start

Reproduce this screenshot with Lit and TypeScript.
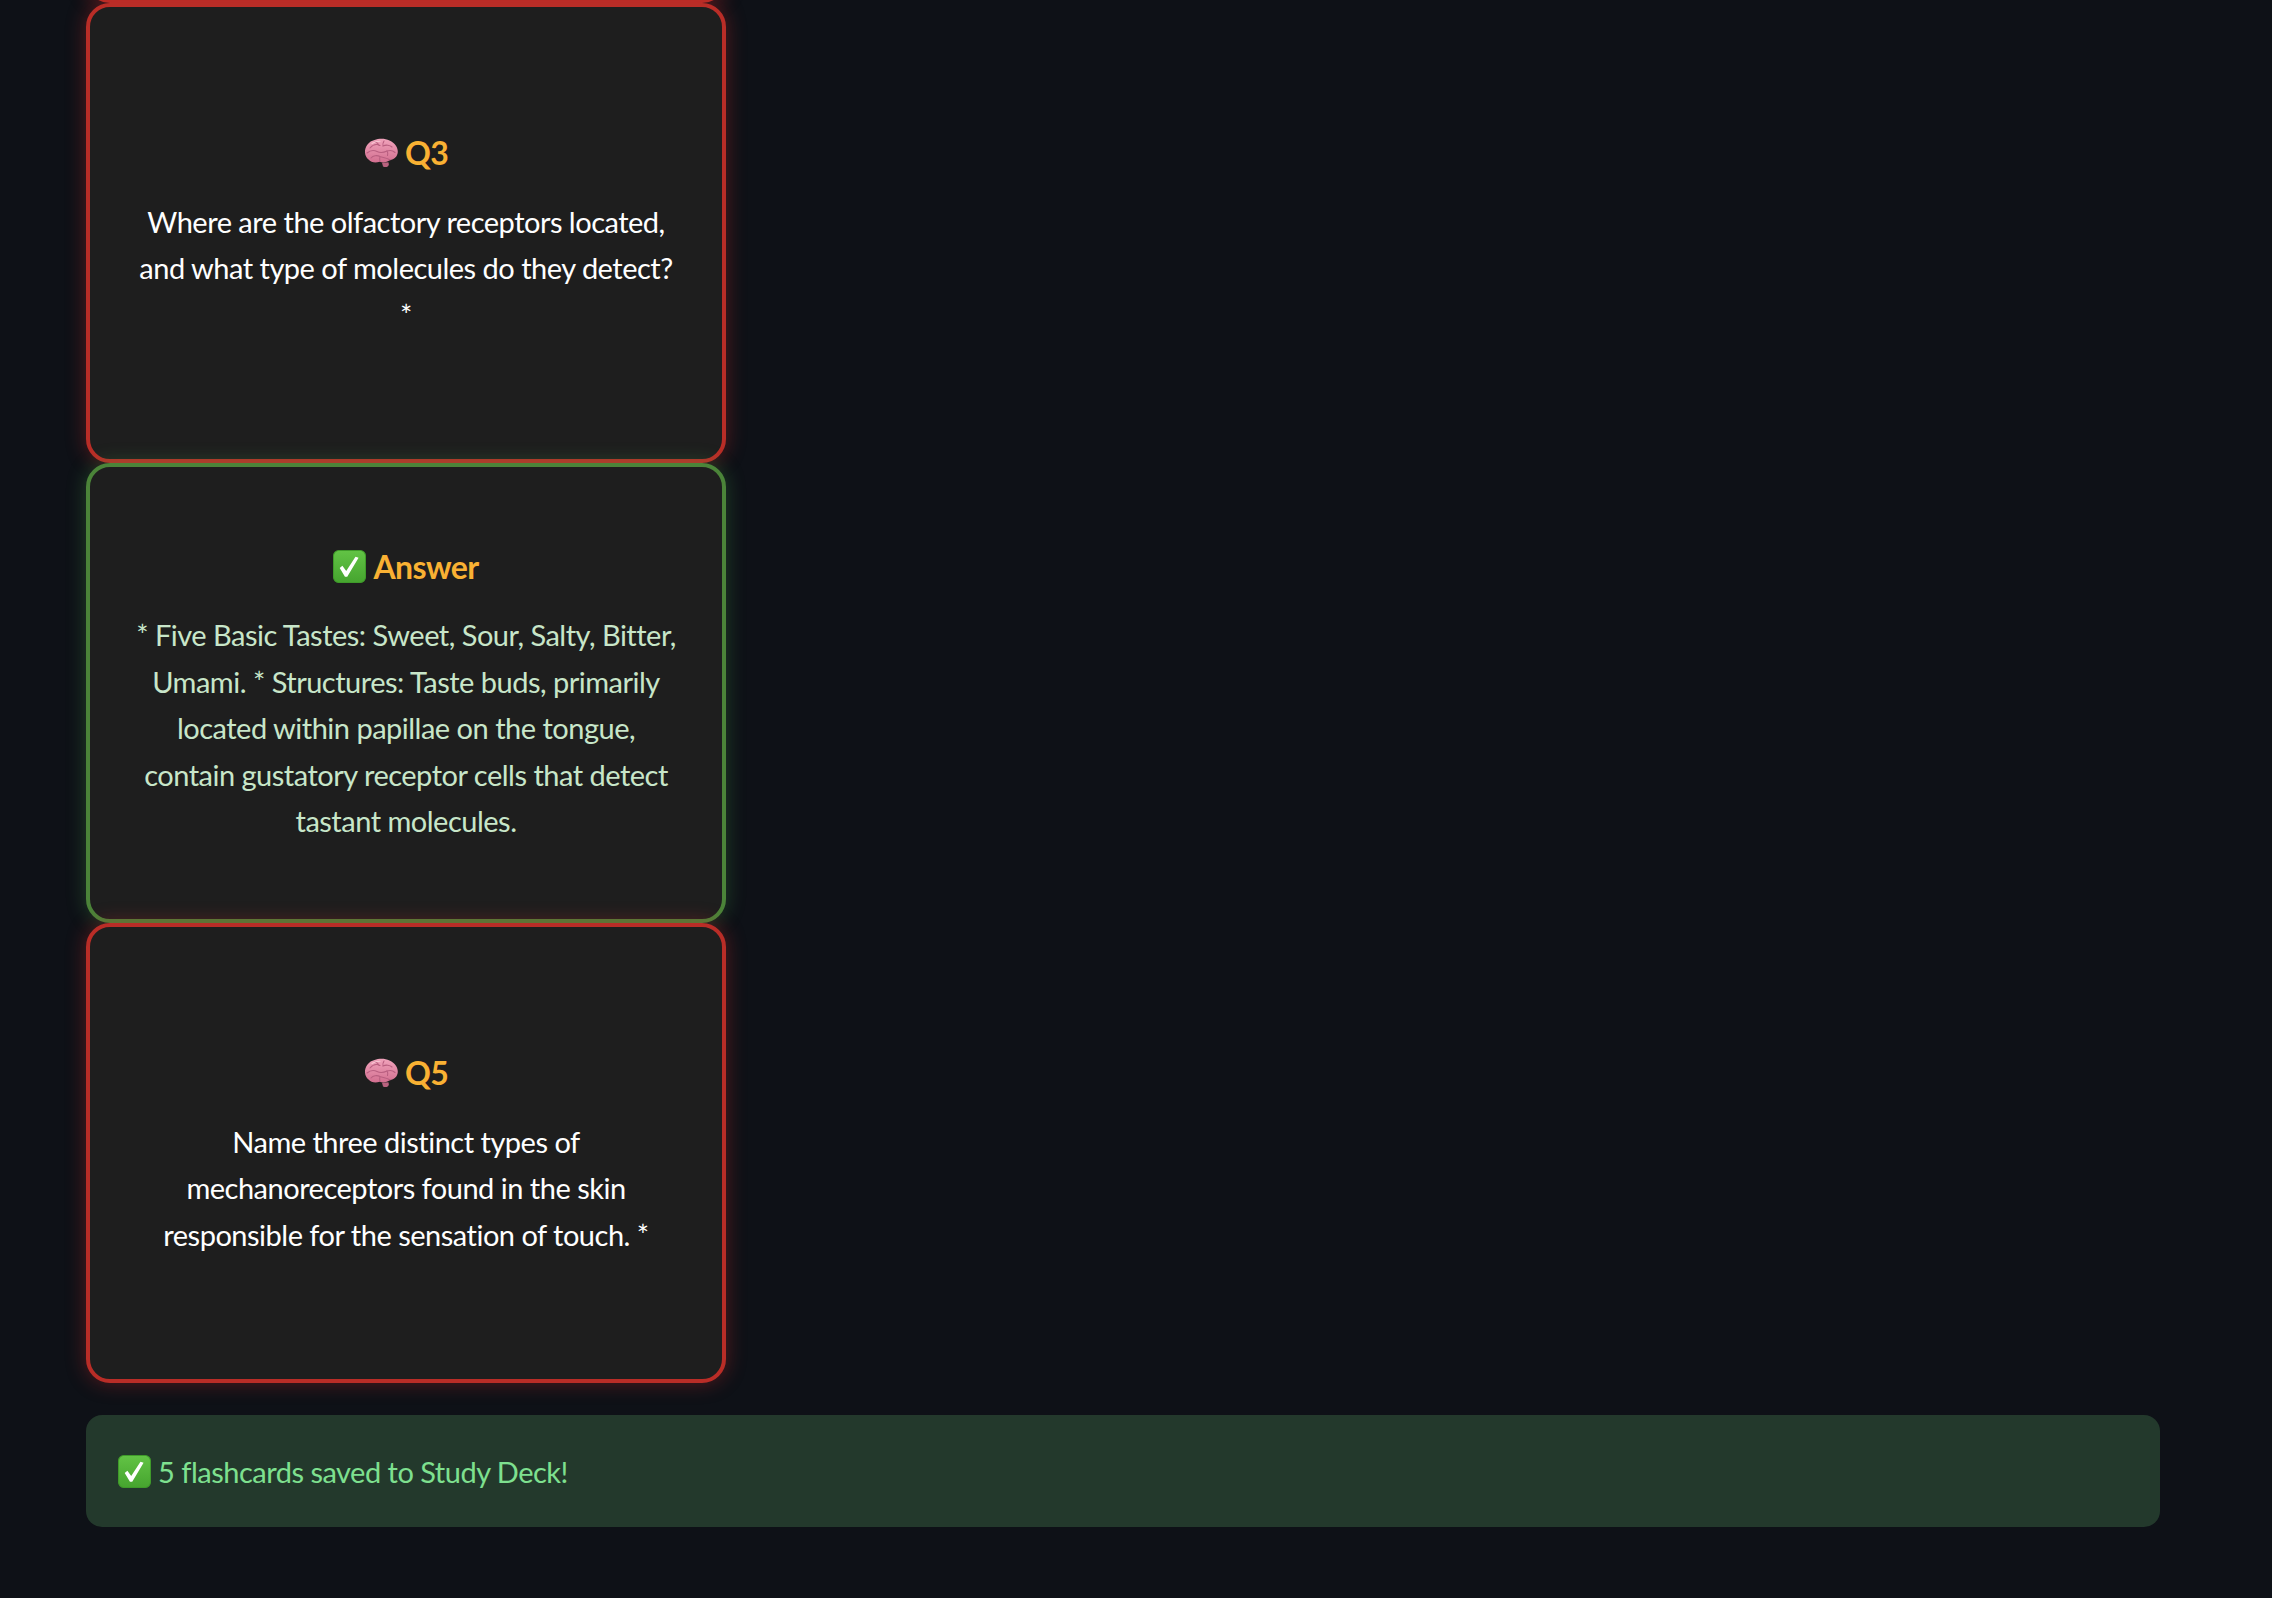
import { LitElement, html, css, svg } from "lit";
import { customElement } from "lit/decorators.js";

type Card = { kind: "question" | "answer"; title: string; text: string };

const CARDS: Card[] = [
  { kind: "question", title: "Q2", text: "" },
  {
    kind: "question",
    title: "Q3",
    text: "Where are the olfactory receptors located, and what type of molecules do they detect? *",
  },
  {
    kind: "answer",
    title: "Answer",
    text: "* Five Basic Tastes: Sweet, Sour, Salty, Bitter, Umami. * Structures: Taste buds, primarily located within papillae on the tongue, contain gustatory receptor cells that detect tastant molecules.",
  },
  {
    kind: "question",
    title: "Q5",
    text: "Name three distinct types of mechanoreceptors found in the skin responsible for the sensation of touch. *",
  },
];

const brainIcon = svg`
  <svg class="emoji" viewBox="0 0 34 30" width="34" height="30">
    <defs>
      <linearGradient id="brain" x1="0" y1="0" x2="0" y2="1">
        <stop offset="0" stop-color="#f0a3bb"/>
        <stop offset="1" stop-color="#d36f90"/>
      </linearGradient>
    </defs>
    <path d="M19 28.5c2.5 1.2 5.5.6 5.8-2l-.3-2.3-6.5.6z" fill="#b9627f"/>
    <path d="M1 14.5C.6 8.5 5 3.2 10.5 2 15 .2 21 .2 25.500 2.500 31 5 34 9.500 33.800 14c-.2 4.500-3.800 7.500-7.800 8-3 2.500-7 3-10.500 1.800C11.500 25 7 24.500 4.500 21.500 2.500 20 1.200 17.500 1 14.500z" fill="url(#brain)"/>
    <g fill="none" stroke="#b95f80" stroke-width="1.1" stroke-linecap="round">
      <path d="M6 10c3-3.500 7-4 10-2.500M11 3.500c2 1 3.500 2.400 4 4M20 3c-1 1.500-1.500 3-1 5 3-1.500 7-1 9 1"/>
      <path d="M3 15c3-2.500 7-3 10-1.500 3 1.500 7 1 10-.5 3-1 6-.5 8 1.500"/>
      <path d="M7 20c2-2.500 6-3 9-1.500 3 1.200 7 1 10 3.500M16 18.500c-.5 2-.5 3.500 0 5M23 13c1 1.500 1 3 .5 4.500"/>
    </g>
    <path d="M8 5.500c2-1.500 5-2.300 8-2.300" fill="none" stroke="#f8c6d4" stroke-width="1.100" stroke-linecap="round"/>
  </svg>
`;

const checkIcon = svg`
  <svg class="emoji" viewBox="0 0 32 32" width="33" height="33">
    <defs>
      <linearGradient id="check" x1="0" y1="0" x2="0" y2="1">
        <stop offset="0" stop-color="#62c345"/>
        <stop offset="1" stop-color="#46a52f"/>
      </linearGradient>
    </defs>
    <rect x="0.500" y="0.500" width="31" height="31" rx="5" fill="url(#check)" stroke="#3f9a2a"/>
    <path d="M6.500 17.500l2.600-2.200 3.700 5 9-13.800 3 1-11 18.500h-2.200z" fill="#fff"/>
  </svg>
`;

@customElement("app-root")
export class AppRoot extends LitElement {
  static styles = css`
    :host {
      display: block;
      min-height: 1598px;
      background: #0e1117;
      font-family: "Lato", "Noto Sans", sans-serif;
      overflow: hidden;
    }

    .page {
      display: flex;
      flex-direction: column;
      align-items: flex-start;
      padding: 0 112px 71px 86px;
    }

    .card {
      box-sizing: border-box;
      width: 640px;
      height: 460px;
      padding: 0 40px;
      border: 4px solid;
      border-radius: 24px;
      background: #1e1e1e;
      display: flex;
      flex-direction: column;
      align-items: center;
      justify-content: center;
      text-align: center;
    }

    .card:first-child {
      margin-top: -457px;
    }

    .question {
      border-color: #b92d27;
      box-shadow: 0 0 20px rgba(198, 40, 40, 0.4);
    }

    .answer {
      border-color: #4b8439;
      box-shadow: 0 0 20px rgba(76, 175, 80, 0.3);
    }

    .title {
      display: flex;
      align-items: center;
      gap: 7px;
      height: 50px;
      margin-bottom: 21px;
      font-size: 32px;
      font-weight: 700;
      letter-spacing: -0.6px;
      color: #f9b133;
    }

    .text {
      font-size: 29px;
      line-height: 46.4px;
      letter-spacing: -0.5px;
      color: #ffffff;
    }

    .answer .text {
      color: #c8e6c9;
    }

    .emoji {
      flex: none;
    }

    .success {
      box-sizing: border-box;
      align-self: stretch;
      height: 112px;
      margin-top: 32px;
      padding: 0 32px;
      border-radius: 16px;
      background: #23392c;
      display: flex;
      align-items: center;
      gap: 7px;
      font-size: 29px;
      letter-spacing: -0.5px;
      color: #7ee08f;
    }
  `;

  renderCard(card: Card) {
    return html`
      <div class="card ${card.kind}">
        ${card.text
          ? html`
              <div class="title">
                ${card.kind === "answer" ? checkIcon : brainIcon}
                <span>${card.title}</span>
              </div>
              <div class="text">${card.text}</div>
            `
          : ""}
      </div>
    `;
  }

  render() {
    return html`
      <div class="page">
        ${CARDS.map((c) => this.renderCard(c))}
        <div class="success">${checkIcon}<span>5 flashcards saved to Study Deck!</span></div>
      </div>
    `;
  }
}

end
start

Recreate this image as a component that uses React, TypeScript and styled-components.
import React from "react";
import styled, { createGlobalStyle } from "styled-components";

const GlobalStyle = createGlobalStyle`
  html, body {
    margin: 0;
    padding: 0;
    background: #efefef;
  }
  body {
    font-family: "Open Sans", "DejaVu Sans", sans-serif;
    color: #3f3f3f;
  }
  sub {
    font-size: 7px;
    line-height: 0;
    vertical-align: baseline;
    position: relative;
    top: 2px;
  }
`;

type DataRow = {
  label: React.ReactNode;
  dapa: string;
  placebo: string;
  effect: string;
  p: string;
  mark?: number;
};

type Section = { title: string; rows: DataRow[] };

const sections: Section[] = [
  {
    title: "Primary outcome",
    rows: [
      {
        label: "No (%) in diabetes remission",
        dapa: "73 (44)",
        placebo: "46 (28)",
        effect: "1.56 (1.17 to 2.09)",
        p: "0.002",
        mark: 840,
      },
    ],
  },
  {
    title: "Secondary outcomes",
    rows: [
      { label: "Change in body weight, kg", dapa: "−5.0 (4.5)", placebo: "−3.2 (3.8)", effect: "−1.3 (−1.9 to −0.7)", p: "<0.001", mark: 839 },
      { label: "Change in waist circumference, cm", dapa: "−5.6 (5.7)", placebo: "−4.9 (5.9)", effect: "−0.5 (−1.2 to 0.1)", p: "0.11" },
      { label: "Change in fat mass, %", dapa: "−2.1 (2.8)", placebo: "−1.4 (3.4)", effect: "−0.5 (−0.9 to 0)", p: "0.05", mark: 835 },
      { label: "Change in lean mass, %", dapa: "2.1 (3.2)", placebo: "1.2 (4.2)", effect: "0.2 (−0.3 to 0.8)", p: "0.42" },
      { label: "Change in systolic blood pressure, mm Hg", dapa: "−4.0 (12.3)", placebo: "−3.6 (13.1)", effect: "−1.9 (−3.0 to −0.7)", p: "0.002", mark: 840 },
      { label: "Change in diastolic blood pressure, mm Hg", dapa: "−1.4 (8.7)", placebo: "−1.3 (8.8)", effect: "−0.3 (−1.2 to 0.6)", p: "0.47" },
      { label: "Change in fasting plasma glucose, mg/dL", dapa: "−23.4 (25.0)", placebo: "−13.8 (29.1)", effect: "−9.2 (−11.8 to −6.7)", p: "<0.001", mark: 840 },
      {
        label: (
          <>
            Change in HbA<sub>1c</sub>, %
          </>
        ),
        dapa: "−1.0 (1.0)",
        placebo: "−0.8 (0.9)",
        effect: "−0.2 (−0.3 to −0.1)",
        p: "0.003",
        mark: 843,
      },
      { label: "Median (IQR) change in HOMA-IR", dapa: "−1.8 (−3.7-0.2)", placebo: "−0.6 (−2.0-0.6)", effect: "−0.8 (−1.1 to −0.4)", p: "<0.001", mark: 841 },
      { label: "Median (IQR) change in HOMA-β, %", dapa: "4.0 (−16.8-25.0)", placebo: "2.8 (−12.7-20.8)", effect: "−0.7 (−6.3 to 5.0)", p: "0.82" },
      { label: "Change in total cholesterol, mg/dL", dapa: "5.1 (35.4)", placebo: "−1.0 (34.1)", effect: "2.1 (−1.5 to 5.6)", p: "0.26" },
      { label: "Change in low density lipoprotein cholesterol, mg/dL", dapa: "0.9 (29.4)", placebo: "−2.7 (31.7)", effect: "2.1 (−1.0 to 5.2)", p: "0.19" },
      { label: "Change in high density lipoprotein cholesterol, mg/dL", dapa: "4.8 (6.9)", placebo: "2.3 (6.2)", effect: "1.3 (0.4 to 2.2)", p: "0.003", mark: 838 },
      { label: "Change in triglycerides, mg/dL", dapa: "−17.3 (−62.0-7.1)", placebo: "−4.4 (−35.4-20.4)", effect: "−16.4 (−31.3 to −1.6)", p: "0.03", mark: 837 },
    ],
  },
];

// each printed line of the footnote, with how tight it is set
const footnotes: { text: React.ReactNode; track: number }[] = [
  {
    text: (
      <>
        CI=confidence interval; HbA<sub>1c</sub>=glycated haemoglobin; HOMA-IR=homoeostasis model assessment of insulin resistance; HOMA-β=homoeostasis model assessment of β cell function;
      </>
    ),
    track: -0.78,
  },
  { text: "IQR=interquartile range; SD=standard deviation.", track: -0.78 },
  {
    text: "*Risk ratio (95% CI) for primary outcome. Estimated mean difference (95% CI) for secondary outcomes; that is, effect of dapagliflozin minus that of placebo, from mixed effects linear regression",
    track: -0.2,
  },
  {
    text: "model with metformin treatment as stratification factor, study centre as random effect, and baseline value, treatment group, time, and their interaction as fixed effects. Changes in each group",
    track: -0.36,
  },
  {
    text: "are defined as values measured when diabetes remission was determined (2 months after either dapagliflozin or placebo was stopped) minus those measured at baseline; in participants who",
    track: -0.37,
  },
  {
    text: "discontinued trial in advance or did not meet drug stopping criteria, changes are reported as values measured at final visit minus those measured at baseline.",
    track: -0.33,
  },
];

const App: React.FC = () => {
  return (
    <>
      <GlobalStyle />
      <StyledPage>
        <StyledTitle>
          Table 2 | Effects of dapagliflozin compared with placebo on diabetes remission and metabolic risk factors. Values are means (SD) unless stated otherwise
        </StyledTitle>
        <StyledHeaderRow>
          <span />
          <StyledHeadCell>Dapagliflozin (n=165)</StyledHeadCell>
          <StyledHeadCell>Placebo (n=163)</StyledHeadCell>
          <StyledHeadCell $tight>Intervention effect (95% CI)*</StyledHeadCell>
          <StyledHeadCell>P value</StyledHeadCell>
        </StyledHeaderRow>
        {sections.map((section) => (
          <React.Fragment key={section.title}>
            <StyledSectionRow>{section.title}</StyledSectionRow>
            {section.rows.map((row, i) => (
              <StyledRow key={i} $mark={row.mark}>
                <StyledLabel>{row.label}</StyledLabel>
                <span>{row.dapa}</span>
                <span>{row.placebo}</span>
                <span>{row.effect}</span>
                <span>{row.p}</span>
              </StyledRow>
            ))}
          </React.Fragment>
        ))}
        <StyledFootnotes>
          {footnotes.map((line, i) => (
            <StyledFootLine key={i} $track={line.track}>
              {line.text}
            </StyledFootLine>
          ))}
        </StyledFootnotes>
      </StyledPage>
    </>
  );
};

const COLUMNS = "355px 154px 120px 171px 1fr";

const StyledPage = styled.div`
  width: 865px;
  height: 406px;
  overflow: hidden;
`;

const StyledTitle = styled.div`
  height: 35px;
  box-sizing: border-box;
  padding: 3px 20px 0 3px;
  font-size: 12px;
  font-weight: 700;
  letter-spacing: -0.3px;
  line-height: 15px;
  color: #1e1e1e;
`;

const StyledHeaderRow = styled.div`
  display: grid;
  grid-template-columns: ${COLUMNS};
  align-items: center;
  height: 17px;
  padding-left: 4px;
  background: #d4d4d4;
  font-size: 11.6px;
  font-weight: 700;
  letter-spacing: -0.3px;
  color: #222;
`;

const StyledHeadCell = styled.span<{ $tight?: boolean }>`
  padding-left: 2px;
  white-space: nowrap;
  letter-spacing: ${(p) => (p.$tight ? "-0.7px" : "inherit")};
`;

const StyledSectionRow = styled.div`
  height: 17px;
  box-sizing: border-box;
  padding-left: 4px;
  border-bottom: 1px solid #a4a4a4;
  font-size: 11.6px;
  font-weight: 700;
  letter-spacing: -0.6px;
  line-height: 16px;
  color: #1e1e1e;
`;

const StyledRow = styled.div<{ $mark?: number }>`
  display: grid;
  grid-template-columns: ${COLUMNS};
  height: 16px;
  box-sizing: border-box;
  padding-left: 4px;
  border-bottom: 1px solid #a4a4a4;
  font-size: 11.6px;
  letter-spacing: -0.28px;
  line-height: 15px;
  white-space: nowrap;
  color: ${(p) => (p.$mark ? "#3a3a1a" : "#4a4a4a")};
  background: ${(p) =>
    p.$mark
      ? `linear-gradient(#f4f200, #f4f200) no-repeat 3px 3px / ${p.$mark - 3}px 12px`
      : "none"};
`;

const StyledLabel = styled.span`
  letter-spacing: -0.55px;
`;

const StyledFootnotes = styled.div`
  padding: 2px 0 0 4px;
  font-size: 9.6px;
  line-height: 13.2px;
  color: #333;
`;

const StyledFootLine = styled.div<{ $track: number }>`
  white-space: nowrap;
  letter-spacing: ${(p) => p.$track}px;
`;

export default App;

end

• Set problem:
Copy word for word every line from the one with "Reproduce this screenshot" through the one with "string; text: string", including both. No pictures belong in the copy.

• Final result:
Reproduce this screenshot with Lit and TypeScript.
import { LitElement, html, css, svg } from "lit";
import { customElement } from "lit/decorators.js";

type Card = { kind: "question" | "answer"; title: string; text: string };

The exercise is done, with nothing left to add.